Customer redirection – The second challenge is how to notify the clients—the computers sending requests to your server—about the different servers. You can use various tools here. The most common is using a Domain Name System (DNS) where the client uses one record that points to the IP address of all available servers.

However, this method isn't always used because of propagation — the time frame it takes for DNS changes to be updated across the Internet.

Another option is to use a load balancer, which takes care of health checks and distributing the load across each server. Situated between the client and the server, a load balancer avoids propagation time issues. You will learn more about load balancers in the next section.
Types of high availability – The last challenge to address when there is more than one server is the type of availability you need: active-passive or active-active.

3. High availability categories.

Active-passive systems

With an active-passive system, only one of the two instances is available at a time. One advantage of this method is that for stateful applications (where data about the client’s session is stored on the server), there won’t be any issues. This is because the customers are always sent to the server where their session is stored.

Active-active systems

A disadvantage of an active-passive system is scalability. This is where an active-active system shines. With both servers available, the second server can take some load for the application, and the entire system can take more load. However, if the application is stateful, there would be an issue if the customer’s session isn’t available on both servers. Stateless applications work better for active-active systems.

II. Elastic Load Balancing

The Elastic Load Balancing (ELB) service can distribute incoming application traffic across EC2 instances, containers, IP addresses, and Lambda functions.

1. Load balancers

Load balancing refers to the process of distributing tasks across a set of resources. In the case of the Employee Directory application, the resources are EC2 instances that host the application, and the tasks are the requests being sent. You can use a load balancer to distribute the requests across all the servers hosting the application.

To do this, the load balancer needs to take all the traffic and redirect it to the backend servers based on an algorithm. The most popular algorithm is round robin, which sends the traffic to each server one after the other.

A typical request for an application starts from a client's browser. The request is sent to a load balancer. Then, it’s sent to one of the EC2 instances that hosts the application. The return traffic goes back through the load balancer and back to the client's browser.

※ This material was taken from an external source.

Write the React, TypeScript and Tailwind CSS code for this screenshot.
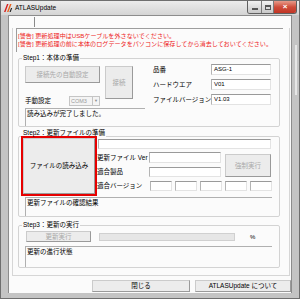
import React from "react";

const font = "font-['Liberation_Sans','Noto_Sans_CJK_JP',sans-serif]";

function TextBox({ className = "", children }: { className?: string; children?: React.ReactNode }) {
  return (
    <div
      className={[
        "bg-white border border-t-[#9a9a9a] border-l-[#b4b4b4] border-r-[#e3e3e3] border-b-[#e3e3e3] pl-[2px] text-[6px] leading-[8px] text-black overflow-hidden whitespace-nowrap",
        className,
      ].join(" ")}
    >
      {children}
    </div>
  );
}

function Btn({
  className = "",
  disabled = false,
  children,
}: {
  className?: string;
  disabled?: boolean;
  children?: React.ReactNode;
}) {
  return (
    <button
      type="button"
      className={[
        "flex items-center justify-center bg-[#ececec] border border-[#cbcbcb] border-r-[#9a9a9a] border-b-[#9a9a9a] whitespace-nowrap text-[6.5px] leading-[8px]",
        disabled ? "text-[#a8a8a8]" : "text-black",
        className,
      ].join(" ")}
    >
      {children}
    </button>
  );
}

function Group({
  title,
  className = "",
  legendClassName = "",
  children,
}: {
  title: string;
  className?: string;
  legendClassName?: string;
  children?: React.ReactNode;
}) {
  return (
    <fieldset className={["border border-[#d3d3d3] rounded-[2px] min-w-0", className].join(" ")}>
      <legend className={["ml-[3px] px-[1px] text-[6.5px] leading-[8px] text-black relative z-10", legendClassName].join(" ")}>
        {title}
      </legend>
      {children}
    </fieldset>
  );
}

function Field({ label, value }: { label: string; value: string }) {
  return (
    <div className="flex items-center h-[11px]">
      <span className="w-[58px] text-[6.5px] leading-[8px] whitespace-nowrap">{label}</span>
      <TextBox className="w-[60px] h-[11px]">{value}</TextBox>
    </div>
  );
}

function Logo() {
  return (
    <svg width="10" height="10" viewBox="0 0 10 10">
      <path d="M1 9 L4 1 L5.5 1 L2.5 9 Z" fill="#d62020" />
      <path d="M4 9 L7 1 L8.5 1 L5.5 9 Z" fill="#e8641c" />
      <path d="M6.5 9 L8 5 L9.2 5 L7.7 9 Z" fill="#222" />
    </svg>
  );
}

export default function App() {
  return (
    <div className={`w-[300px] h-[299px] flex flex-col bg-[#c4c4c4] border border-[#6f6f6f] text-black ${font}`}>
      {/* title bar */}
      <div className="h-[14px] flex items-start bg-linear-to-b from-[#ececec] to-[#d4d4d4]">
        <div className="ml-[2px] mt-[2px]">
          <Logo />
        </div>
        <span className="ml-[2px] mt-[3px] text-[6.5px] leading-[8px]">ATLASUpdate</span>
        <div className="ml-auto mr-[2px] flex h-[13px] border border-t-0 border-[#5f5f5f] rounded-b-[3px] overflow-hidden">
          <div className="w-[14px] flex items-center justify-center bg-linear-to-b from-[#f2f2f2] to-[#c8c8c8] border-r border-[#7a7a7a]">
            <div className="w-[6px] h-[2px] mt-[4px] bg-white border border-[#555]" />
          </div>
          <div className="w-[12px] flex items-center justify-center bg-linear-to-b from-[#f2f2f2] to-[#c8c8c8] border-r border-[#7a7a7a]">
            <div className="w-[6px] h-[5px] border border-[#555] border-t-2" />
          </div>
          <div className="w-[22px] flex items-center justify-center bg-linear-to-b from-[#e69a8a] via-[#cf4c3a] to-[#c13525]">
            <span className="text-white text-[8px] leading-[8px] font-bold">×</span>
          </div>
        </div>
      </div>

      <div className="flex-1 flex">
        {/* left frame */}
        <div className="w-[7px]" />
        {/* client */}
        <div className="w-[284px] flex flex-col bg-[#fbfbfb] border border-[#8c8c8c] border-b-0">
          <div className="h-[12px] flex">
            <div className="ml-[25px] mt-[1px] w-px h-[10px] bg-[#8a8a8a]" />
          </div>

          <div className="ml-[3px] w-[278px] h-[248px] flex flex-col border border-t-0 border-[#d6d6d6]">
            {/* warnings */}
            <div className="ml-[3px] w-[267px] h-[24px] border-t border-l border-[#9d9d9d] pl-[1px] pt-[3px] text-[6.1px] leading-[8px] text-[#ee1c1c] whitespace-nowrap">
              <div>[警告] 更新処理中はUSBケーブルを外さないでください。</div>
              <div>[警告] 更新処理の前に本体のログデータをパソコンに保存してから消去しておいてください。</div>
            </div>

            {/* Step1 */}
            <Group title="Step1：本体の準備" className="ml-[5px] mt-[2px] w-[262px]">
              <div className="flex items-start">
                <div className="ml-[6px] mt-[4px] w-[120px] flex flex-col">
                  <div className="flex items-start">
                    <div className="flex flex-col">
                      <Btn disabled className="w-[75px] h-[17px]">
                        接続先の自動設定
                      </Btn>
                      <div className="mt-[13px] h-[10px] flex items-center">
                        <span className="w-[44px] text-[6.5px] leading-[8px]">手動設定</span>
                        <div className="w-[31px] h-[10px] flex border border-[#c5c5c5] bg-[#f4f4f4]">
                          <span className="flex-1 pl-[1px] text-[5.5px] leading-[8px] text-[#9a9a9a]">COM3</span>
                          <div className="w-[7px] border-l border-[#c5c5c5] flex items-center justify-center text-[4px] text-[#8a8a8a]">
                            ▼
                          </div>
                        </div>
                      </div>
                    </div>
                    <Btn disabled className="ml-[5px] w-[28px] h-[33px]">
                      接続
                    </Btn>
                  </div>
                  <div className="mt-[2px] h-[18px] border-t border-l border-[#b0b0b0] pl-[1px] pt-[1px] text-[6.5px] leading-[8px] whitespace-nowrap">
                    読み込みが完了しました。
                  </div>
                </div>
                <div className="ml-[8px] mt-[2px] flex flex-col gap-[4px]">
                  <Field label="品番" value="ASG-1" />
                  <Field label="ハードウエア" value="V01" />
                  <Field label="ファイルバージョン" value="V1.03" />
                </div>
              </div>
            </Group>

            {/* Step2 */}
            <Group title="Step2：更新ファイルの準備" className="ml-[5px] mt-[5px] w-[262px]" legendClassName="-top-[3px]">
              <div className="flex items-start">
                <div className="ml-[2px] mt-[-4px] w-[76px] h-[60px] border-2 border-[#e60000] flex">
                  <Btn className="flex-1">ファイルの読み込み</Btn>
                </div>
                <div className="ml-[1px] mt-[-1px] flex flex-col">
                  <TextBox className="w-[173px] h-[10px]" />
                  <div className="mt-[3px] flex items-start">
                    <div className="flex flex-col gap-[4px]">
                      <div className="flex items-center h-[11px]">
                        <span className="w-[52px] -ml-[1px] text-[6.5px] leading-[8px] whitespace-nowrap">更新ファイル Ver</span>
                        <TextBox className="w-[72px] h-[11px]" />
                      </div>
                      <div className="flex items-center h-[10px]">
                        <span className="w-[52px] -ml-[1px] text-[6.5px] leading-[8px] whitespace-nowrap">適合製品</span>
                        <TextBox className="w-[72px] h-[10px]" />
                      </div>
                    </div>
                    <Btn disabled className="ml-[4px] mt-[2px] w-[46px] h-[23px]">
                      強制実行
                    </Btn>
                  </div>
                  <div className="mt-[4px] flex items-center h-[10px]">
                    <span className="w-[53px] -ml-[1px] text-[6.5px] leading-[8px] whitespace-nowrap">適合バージョン</span>
                    <div className="flex gap-[3px]">
                      {[0, 1, 2, 3, 4].map((i) => (
                        <TextBox key={i} className="w-[22px] h-[10px]" />
                      ))}
                    </div>
                  </div>
                </div>
              </div>
              <div className="ml-[6px] mt-[1px] w-[247px] h-[19px] border-t border-l border-[#b0b0b0] pl-[1px] pt-[1px] text-[6.5px] leading-[8px] whitespace-nowrap">
                更新ファイルの確認結果
              </div>
            </Group>

            {/* Step3 */}
            <Group title="Step3：更新の実行" className="ml-[5px] mt-[4px] w-[262px]">
              <div className="flex items-center mt-[2px]">
                <Btn disabled className="ml-[7px] w-[65px] h-[11px]">
                  更新実行
                </Btn>
                <div className="ml-[8px] w-[136px] h-[8px] bg-[#e6e6e6] border border-[#d0d0d0]" />
                <span className="ml-[15px] text-[6px] leading-[8px]">%</span>
              </div>
              <div className="ml-[6px] mt-[4px] w-[247px] h-[21px] border-t border-l border-[#b0b0b0] pl-[1px] pt-[1px] text-[6.5px] leading-[8px] whitespace-nowrap">
                更新の進行状態
              </div>
            </Group>
          </div>

          <div className="mt-[4px] flex">
            <Btn className="ml-[83px] w-[98px] h-[12px]">閉じる</Btn>
            <Btn className="ml-[5px] w-[96px] h-[12px]">ATLASUpdate について</Btn>
          </div>
        </div>
        {/* right frame */}
        <div className="flex-1 flex">
          <div className="ml-[3px] mt-[30px] w-[2px] h-[50px] bg-[#e6e6e6]" />
        </div>
      </div>
      <div className="h-[5px]" />
    </div>
  );
}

Although it is possible to install your own software load balancing solution on EC2 instances, AWS provides the ELB service for you.

2. ELB features

The ELB service provides a major advantage over using your own solution to do load balancing. Mainly, you don’t need to manage or operate ELB. It can distribute incoming application traffic across EC2 instances, containers, IP addresses, and Lambda functions. Other key features include the following:

Hybrid mode – Because ELB can load balance to IP addresses, it can work in a hybrid mode, which means it also load balances to on-premises servers.
High availability – ELB is highly available. The only option you must ensure is that the load balancer's targets are deployed across multiple Availability Zones.
Scalability – In terms of scalability, ELB automatically scales to meet the demand of the incoming traffic. It handles the incoming traffic and sends it to your backend application.

3. Health checks

Monitoring is an important part of load balancers because they should route traffic to only healthy EC2 instances. That’s why ELB supports two types of health checks as follows:

Establishing a connection to a backend EC2 instance using TCP and marking the instance as available if the connection is successful.
Making an HTTP or HTTPS request to a webpage that you specify and validating that an HTTP response code is returned.

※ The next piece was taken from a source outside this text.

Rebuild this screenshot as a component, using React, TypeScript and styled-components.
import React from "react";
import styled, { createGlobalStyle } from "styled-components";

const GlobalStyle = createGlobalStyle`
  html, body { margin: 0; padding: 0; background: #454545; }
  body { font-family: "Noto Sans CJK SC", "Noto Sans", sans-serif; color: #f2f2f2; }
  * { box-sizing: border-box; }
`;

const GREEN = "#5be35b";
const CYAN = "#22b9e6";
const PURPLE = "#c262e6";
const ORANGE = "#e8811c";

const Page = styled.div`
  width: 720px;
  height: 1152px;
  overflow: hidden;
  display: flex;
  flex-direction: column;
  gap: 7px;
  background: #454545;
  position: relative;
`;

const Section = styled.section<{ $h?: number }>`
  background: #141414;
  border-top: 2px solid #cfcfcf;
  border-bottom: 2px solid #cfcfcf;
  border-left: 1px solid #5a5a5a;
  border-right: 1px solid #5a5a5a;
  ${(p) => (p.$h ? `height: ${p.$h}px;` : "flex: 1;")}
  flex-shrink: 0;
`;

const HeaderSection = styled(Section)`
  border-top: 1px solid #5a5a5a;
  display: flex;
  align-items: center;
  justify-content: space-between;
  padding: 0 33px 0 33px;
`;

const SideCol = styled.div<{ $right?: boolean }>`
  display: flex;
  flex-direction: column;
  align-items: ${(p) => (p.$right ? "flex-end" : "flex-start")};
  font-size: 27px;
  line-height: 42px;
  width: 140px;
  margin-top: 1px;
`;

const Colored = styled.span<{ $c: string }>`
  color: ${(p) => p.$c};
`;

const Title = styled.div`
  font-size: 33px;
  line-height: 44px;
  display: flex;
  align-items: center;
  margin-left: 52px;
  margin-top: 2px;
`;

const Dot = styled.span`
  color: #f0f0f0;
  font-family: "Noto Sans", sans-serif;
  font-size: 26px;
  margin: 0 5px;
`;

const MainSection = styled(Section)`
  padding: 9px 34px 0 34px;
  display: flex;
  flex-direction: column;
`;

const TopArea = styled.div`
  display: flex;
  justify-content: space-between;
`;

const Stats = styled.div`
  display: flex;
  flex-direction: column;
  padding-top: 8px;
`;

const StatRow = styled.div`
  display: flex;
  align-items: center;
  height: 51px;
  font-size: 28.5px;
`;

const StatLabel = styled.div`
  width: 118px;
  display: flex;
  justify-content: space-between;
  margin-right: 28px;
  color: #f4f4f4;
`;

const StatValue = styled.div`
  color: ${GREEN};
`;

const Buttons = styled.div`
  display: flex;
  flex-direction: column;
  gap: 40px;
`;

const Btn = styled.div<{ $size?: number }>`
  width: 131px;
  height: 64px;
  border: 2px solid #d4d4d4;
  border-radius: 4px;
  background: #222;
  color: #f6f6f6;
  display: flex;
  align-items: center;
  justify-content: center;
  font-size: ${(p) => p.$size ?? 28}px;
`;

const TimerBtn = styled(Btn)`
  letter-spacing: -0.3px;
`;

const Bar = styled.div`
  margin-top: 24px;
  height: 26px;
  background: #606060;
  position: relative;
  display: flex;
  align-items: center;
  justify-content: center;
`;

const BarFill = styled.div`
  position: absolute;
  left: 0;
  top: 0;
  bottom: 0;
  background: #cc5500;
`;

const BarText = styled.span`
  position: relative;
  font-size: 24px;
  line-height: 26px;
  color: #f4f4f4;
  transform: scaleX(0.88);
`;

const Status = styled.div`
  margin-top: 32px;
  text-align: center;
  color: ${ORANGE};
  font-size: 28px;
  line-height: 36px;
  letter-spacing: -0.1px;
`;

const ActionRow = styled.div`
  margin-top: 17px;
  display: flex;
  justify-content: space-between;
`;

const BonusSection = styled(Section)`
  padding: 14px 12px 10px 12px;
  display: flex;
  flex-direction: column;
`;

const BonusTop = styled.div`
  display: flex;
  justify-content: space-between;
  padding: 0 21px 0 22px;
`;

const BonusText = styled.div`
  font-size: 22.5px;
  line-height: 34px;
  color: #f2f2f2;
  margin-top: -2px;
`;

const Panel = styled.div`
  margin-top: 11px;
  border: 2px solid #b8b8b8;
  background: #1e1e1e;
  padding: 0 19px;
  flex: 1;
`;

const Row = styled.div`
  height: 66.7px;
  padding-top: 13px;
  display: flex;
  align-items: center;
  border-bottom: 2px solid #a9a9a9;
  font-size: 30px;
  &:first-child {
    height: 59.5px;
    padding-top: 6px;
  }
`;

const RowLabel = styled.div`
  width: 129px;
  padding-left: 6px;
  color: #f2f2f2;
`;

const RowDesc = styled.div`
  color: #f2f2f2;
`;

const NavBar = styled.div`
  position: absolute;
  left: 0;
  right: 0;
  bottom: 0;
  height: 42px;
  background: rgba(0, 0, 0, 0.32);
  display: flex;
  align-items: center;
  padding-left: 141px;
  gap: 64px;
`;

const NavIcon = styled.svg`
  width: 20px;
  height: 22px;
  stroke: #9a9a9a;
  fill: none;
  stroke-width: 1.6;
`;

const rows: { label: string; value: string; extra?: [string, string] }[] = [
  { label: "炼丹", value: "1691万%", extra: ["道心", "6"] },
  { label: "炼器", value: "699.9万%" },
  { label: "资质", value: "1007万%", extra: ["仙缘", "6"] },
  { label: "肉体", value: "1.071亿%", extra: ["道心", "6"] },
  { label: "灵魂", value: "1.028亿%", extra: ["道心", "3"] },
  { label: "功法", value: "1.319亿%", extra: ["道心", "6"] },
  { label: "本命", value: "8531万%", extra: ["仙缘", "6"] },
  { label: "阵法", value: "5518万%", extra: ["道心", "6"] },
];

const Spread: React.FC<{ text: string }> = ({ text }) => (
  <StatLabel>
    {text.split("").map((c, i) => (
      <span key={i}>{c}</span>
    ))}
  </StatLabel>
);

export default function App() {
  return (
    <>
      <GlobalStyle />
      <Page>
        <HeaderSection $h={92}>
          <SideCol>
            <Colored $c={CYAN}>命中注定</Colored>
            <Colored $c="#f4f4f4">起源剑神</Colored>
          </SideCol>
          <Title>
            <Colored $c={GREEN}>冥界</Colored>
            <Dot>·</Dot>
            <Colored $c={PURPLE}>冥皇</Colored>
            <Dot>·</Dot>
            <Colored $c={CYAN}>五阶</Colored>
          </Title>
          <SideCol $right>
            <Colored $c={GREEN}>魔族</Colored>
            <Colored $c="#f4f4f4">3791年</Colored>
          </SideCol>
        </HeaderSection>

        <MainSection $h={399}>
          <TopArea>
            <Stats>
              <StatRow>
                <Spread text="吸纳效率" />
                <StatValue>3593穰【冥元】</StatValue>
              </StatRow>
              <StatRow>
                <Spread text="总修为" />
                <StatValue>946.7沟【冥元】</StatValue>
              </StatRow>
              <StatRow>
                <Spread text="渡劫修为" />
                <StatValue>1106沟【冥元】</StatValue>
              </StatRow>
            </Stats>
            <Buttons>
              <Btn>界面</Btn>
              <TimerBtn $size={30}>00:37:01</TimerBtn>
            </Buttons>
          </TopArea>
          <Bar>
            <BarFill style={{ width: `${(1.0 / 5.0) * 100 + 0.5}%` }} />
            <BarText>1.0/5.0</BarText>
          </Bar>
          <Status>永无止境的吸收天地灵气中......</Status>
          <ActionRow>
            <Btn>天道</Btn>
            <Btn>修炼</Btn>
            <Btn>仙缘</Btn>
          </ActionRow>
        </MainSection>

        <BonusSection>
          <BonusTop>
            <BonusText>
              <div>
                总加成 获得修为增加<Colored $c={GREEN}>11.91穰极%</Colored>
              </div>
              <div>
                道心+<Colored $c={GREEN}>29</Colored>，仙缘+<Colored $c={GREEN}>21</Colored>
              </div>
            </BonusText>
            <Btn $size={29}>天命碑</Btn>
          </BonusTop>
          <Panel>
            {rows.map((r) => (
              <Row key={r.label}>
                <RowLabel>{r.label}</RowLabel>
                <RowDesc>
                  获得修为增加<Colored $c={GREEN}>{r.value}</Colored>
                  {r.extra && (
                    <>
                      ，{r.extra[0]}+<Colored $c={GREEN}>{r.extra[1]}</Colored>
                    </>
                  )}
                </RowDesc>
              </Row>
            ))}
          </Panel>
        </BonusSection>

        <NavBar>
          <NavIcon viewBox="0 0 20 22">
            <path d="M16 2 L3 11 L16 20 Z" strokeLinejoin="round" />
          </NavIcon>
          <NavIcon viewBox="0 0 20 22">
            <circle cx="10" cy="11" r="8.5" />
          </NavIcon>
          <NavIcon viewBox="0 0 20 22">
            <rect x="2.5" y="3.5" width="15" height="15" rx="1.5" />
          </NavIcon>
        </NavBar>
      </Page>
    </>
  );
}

Taking time to define an appropriate health check is critical. Only verifying that the port of an application is open doesn’t mean that the application is working. It also doesn’t mean that making a call to the home page of an application is the right way either.

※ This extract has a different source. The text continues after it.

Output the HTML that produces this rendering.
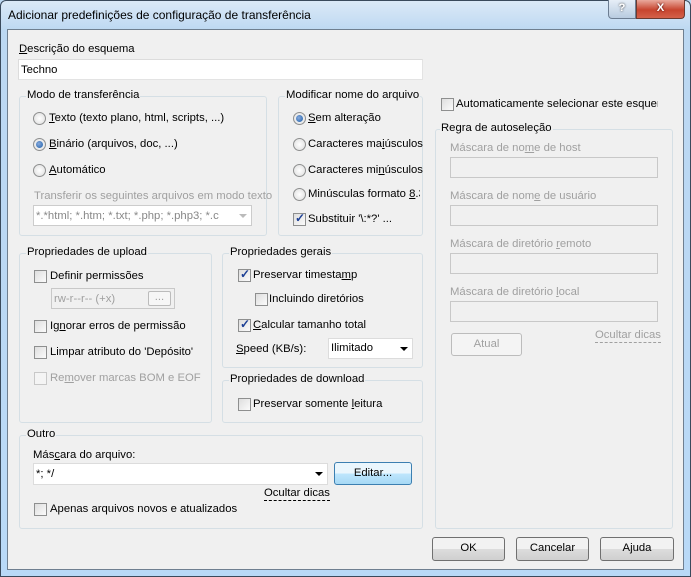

For example, the Employee Directory application depends on a database and Amazon S3. The health check should validate all the elements. One way to do that is to create a monitoring webpage, such as /monitor. It will make a call to the database to ensure that it can connect, get data, and make a call to Amazon S3. Then, you point the health check on the load balancer to the /monitor page.

After determining the availability of a new EC2 instance, the load balancer starts sending traffic to it. If ELB determines that an EC2 instance is no longer working, it stops sending traffic to it and informs Amazon EC2 Auto Scaling. It is the responsibility of Amazon EC2 Auto Scaling to remove that instance from the group and replace it with a new EC2 instance. Traffic is only sent to the new instance if it passes the health check.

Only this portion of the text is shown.